Multimedia IR systems analysis
Let's compare several multimedia IR systems by going over the above-mentioned requirements and needs. The best approach here would be to choose one offline and one online system, since some users could feel free to use multimedia IR systems that are integrated with online storage (like Cloud ones), while others want to utilize offline Multimedia IR systems. Similarly, the proprietary and open systems should be included in the comparison. Below is the list of them with brief descriptions:
Synology Moments– a system that is aimed at collecting all user’s images and videos in one secure location and organizing them in an entirely new way. Synology Moments is the brand-new photo solution for personal and home and personal use, offering a modern browsing experience with the image recognition technique.
Mylio– a free application that can be used to organize images, videos and other data types. This program can be used on any Mac, iOS, Windows and Android device. Mylio can automatically arrange the files depending on the calendar app and can run without the Internet to operate.
Google Photos– a photo sharing and storage service, developed by Google. The service automatically analyzes photos, identifying various visual features and subjects. Users can search for anything in photos, with the service returning results in three major categories: People, Places, and Things.

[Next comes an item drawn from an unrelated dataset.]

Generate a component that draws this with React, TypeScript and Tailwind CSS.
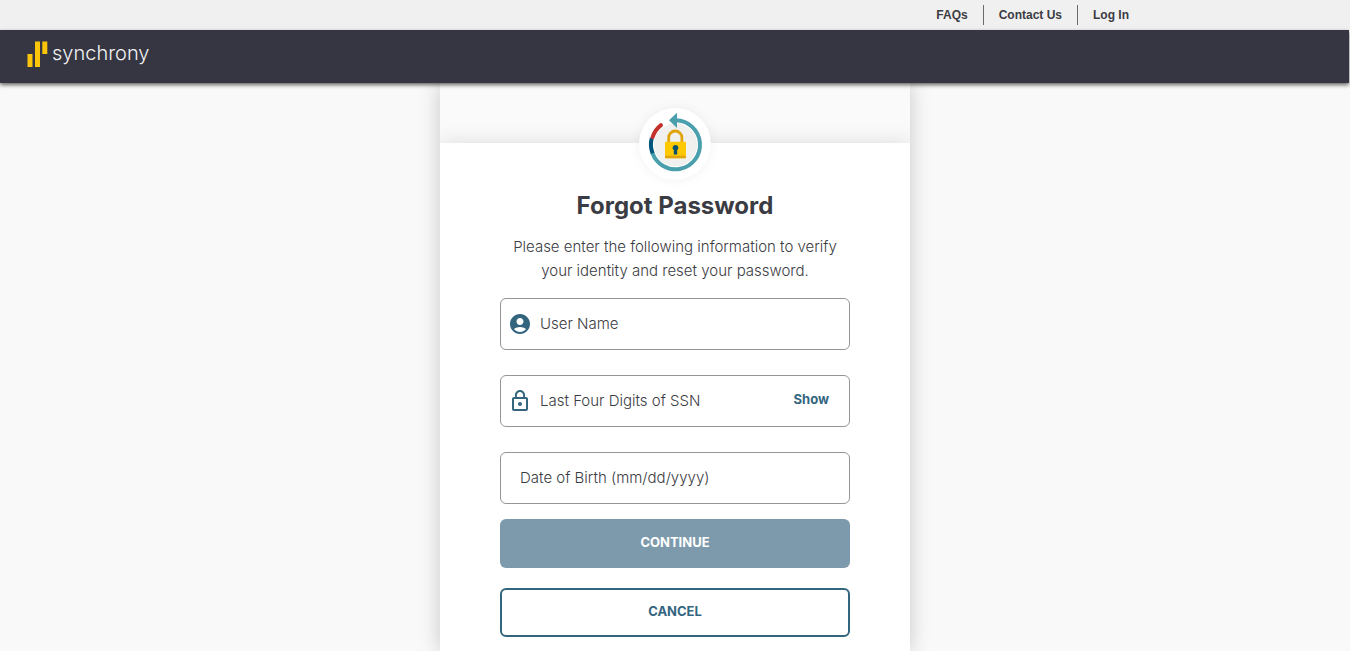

digiKam– a free and open-source photo organizing software that can handle more than 100K images. The program has all the photo organizing functionality needed, such as uploading, deleting and sorting images.

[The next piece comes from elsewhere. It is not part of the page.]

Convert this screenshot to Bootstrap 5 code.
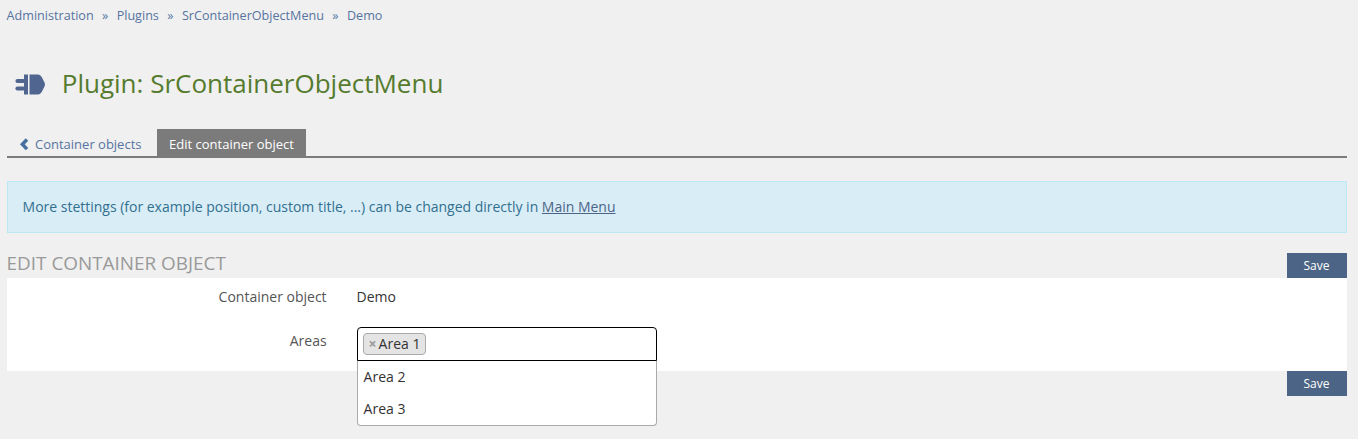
<!DOCTYPE html>
<html lang="en">
<head>
<meta charset="utf-8">
<meta name="viewport" content="width=device-width, initial-scale=1">
<title>Plugin: SrContainerObjectMenu</title>
<link rel="stylesheet" href="https://cdn.jsdelivr.net/npm/bootstrap@5.3.0/dist/css/bootstrap.min.css">
<style>
body { background: #f0f0f0; color: #333; font: 14px/20px "Open Sans", sans-serif; padding: 0 11px 0 6.6px; min-height: 439px; }
a { color: #557ba8; }
.crumbs { --bs-breadcrumb-divider: "»"; --bs-breadcrumb-item-padding-x: 8.4px; --bs-breadcrumb-divider-color: #557ba8; font-size: 12.6px; line-height: 19px; padding-top: 6px; height: 64px; align-content: flex-start; }
.crumbs a, .tabs a, .crumbs { color: #5774a0; text-decoration: none; }
.page-title { height: 65px; padding: 0 0 0 8.4px; }
.page-title svg { display: block; margin-top: 10px; }
.page-title h1 { font-size: 26px; font-weight: 400; line-height: 29px; color: #557b2e; margin: 5px 0 0 16.8px; }
.tabs { border-bottom: 2px solid #7b7b7b; height: 29px; font-size: 13px; line-height: 19px; }
.tabs .nav-link { padding: 6px 12px 2px; height: 27px; border-radius: 0; }
.tabs .nav-link svg { margin-right: 4.4px; }
.tabs .nav-link.active { background: #7b7b7b; color: #fff; margin-left: 3.6px; }
.notice { background: #d9edf7; border: 1px solid #bce8f1; border-radius: 0; color: #31708f; padding: 15px; height: 52px; margin: 23px 0 20px; letter-spacing: -.012px; }
.notice a { color: #4c6586; }
.form-head { height: 25px; }
.form-head h2 { font-size: 18.9px; font-weight: 400; line-height: 20px; color: #999; }
.btn-save { background: #4c6586; color: #fff; border: 0; border-radius: 0; width: 60px; height: 25px; padding: 0 1px 0 0; font-size: 12px; line-height: 25px; }
.btn-save:hover { background: #3a4c65; color: #fff; }
.form-panel { height: 93px; padding-top: 9px; }
.form-line { height: 40px; }
.form-line label { width: 320px; text-align: right; color: #555; margin-right: 30px; }
.picker { width: 300px; margin-top: -4px; }
.picker-box { height: 34px; border: 1px solid #000; border-radius: 4px 4px 0 0; background: #fff; padding: 5px; }
.chip { height: 22px; border: 1px solid #aaa; border-radius: 4px; background: #e4e4e4; padding: 0 5px; line-height: 20px; }
.chip span { color: #999; font-weight: 700; margin-right: 2px; }
.picker-menu { min-width: 0; width: 300px; top: 34px; left: 0; background: #fff; border: 1px solid #aaa; border-top: 0; border-radius: 0 0 4px 4px; padding: 0; font-size: 14px; margin: 0; }
.picker-menu .dropdown-item { padding: 6px; height: 32px; line-height: 20px; color: #333; }
</style>
</head>
<body>
<nav aria-label="breadcrumb">
  <ol class="breadcrumb crumbs mb-0">
    <li class="breadcrumb-item"><a href="#">Administration</a></li>
    <li class="breadcrumb-item"><a href="#">Plugins</a></li>
    <li class="breadcrumb-item"><a href="#">SrContainerObjectMenu</a></li>
    <li class="breadcrumb-item"><a href="#">Demo</a></li>
  </ol>
</nav>
<header class="page-title d-flex align-items-start">
  <svg width="30" height="21" viewBox="0 0 30 21" fill="#506690" aria-hidden="true">
    <rect x=".4" y="5" width="10" height="4" rx="2"/><rect x=".4" y="12.600" width="10" height="4" rx="2"/>
    <path d="M9 .5h4v20H9zM14.500.5H23c1.500 0 2.900 1 4 3l2.500 5q.9 2 0 4l-2.500 5c-1.100 2-2.500 3-4 3h-8.500z"/>
  </svg>
  <h1>Plugin: SrContainerObjectMenu</h1>
</header>
<nav class="nav tabs">
  <a class="nav-link d-flex" href="#"><svg width="12" height="19" viewBox="0 0 12 19" fill="none" stroke="#4670a0" stroke-width="3.500" aria-hidden="true"><path d="M8 4.500L3.400 9.300 8 14.100"/></svg>Container objects</a>
  <a class="nav-link active" href="#" aria-current="page">Edit container object</a>
</nav>
<div class="alert notice" role="alert">More stettings (for example position, custom title, ...) can be changed directly in <a href="#">Main Menu</a></div>
<form>
  <div class="form-head d-flex justify-content-between align-items-start">
    <h2 class="text-uppercase mb-0">Edit container object</h2>
    <button type="button" class="btn btn-save">Save</button>
  </div>
  <div class="form-panel bg-white">
    <div class="form-line d-flex"><label>Container object</label><div>Demo</div></div>
    <div class="form-line d-flex pt-1"><label>Areas</label>
      <div class="picker position-relative">
        <div class="picker-box d-flex"><div class="chip"><span>×</span>Area 1</div></div>
        <div class="picker-menu dropdown-menu show">
          <a class="dropdown-item" href="#">Area 2</a>
          <a class="dropdown-item" href="#">Area 3</a>
        </div>
      </div>
    </div>
  </div>
  <div class="d-flex justify-content-end"><button type="button" class="btn btn-save">Save</button></div>
</form>
<script src="https://cdn.jsdelivr.net/npm/bootstrap@5.3.0/dist/js/bootstrap.bundle.min.js"></script>
</body>
</html>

Apple photo– a photo management and editing application, developed by Apple.
Well implemented features
The comparison table demonstrates, how well the following features have been implemented:
keeping/browsing functions for the multimedia content of private photo albums;
extensive photo editing capabilities;
search by date/time (using metadata);
search by location (using metadata);
search by people (using face recognition technology over multimedia data content);
search by rating/marks (using metadata);
search by feedback and by comments.
From the user's perspective, all of the aforementioned features are well-developed and do not need to be improved upon or replaced by any other software.
To be developed features
In order to meet user demands, the following set of searching features must be developed:
search by events (currently possible through tagging only);
search by objects/subjects (only a few systems can recognize the objects on the photos);
search by emotions;
similar photos search (only a few systems are able to provide the search by a similar photo);
search by a photo author (is possible by applying tagging only);
search by a combination of color or texture (only a few systems can perform this).
Although the most recent multimedia IR systems may provide search operations, providing tagging must be implemented at a much earlier level than import.
What are the Photo Organizers?
Multimedia Organizers functions
A program that helps organizing photos is known as a photo organizer. There are a variety of photo organizer software programs available on the market, and each one provides various features and tools to assist in organizing photos. Thus, let’s consider main functions multimedia organizers perform:
they provide the possibility to search through a photo set by organizing photos based on their date, location, categories, etc.;
they offer an option of creating a folder structure and place the files in it;
they automate the import of new photos into IR Multimedia Systems.
Additionally, they make photo albums more searchable (that is driven by IR Multimedia Systems) by enriching the metadata (and improving its consistency) with minimal human involvement.
Therefore, they are chosen as a subject for the overview and comparison. A list of Photo Organizers for professional photographers is created, and those organizers can also be used by an ordinary user with a big photo album. Pertinent online courses are available to instruct users on how to arrange the photos. More detailed comparison of photo organizers is provided by Wikipedia and is available here.
Multimedia Organizer requirements
a user will be working with a large number of items, so automated approach is recommended;
a toolset that is available for a typical user and not for enterprises shall be used;
they shall provide integration with such Multimedia IR Systems as digiKam and Synology Moments;
they shall be able to identify inconsistent or nonexistent photo metadata;
they shall be able to suggest ways to solve inconsistency and absence.
Multimedia Organizer approaches to create folder structure
The goal is to prevent duplicate photos from being stored in the same folder. In order to construct subfolders based on the number of photographers or cameras, the folder name may be something like Date Shoot-Type Event Name; it could also contain a location or any other information the user desires.